4/24/2015 | Commercial Litigation Blog, Kaplin Stewart Blog

But with that said, there are a number of provisions that, from a litigation standpoint, will materially improve the landlord’s position in the event of a default.

First, warrants of attorney to confess judgment for possession, for money, or both.  Requiring prior notice followed by a short waiting period before confessing judgment avoids misunderstandings caused by things like delayed mail without materially weakening the value of such provisions.

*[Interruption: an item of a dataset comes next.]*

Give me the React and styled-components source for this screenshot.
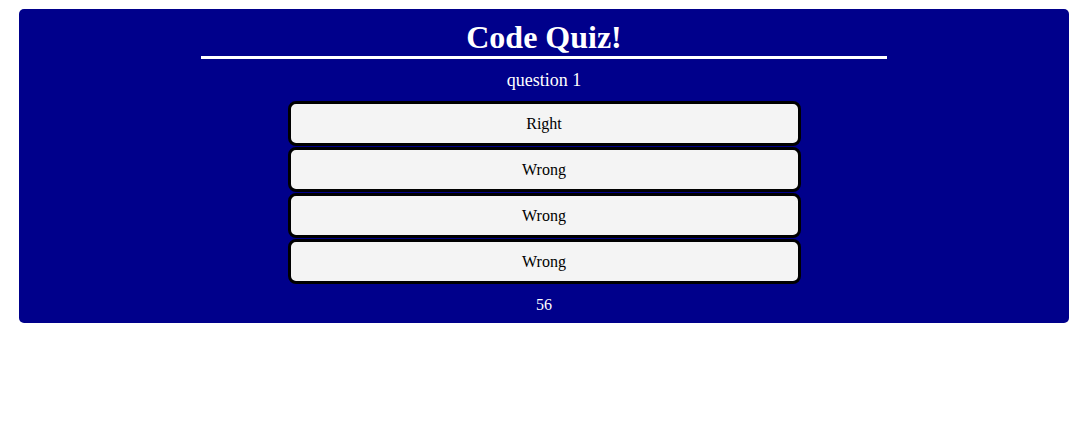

Second, a jury trial waiver.  Trying a case to a jury costs about twice as much as trying the same case non-jury. Picking a jury, having the jury instructed on the law, and waiting for the jury verdict can add several days to the length of trial, and the additional paperwork required for a jury trial also takes time to prepare.  No one — not you, not the tenant, and certainly not the judge — wants to try a landlord/tenant case before a jury.  But absent a waiver, the tenant will likely demand it, because doing so can delay the actual trial for several months, or more.

Third, a provision requiring the tenant to pay the landlord’s legal fees.  Without this, delaying the case doesn’t cost the tenant anything more than rent and late charges.  Some leases contain a “two-way” attorneys’ fees provision, which requires the “prevailing party” to pay the losing party’s legal fees. 

This is less desirable than a one-way provision, unless you are willing to assume that the landlord will ALWAYS be the “prevailing party”.  Despite the fact that landlords are always on the side of righteousness and good, they sometimes lose cases.  A one-way provision protects the landlord from having to pay the tenant’s legal fees.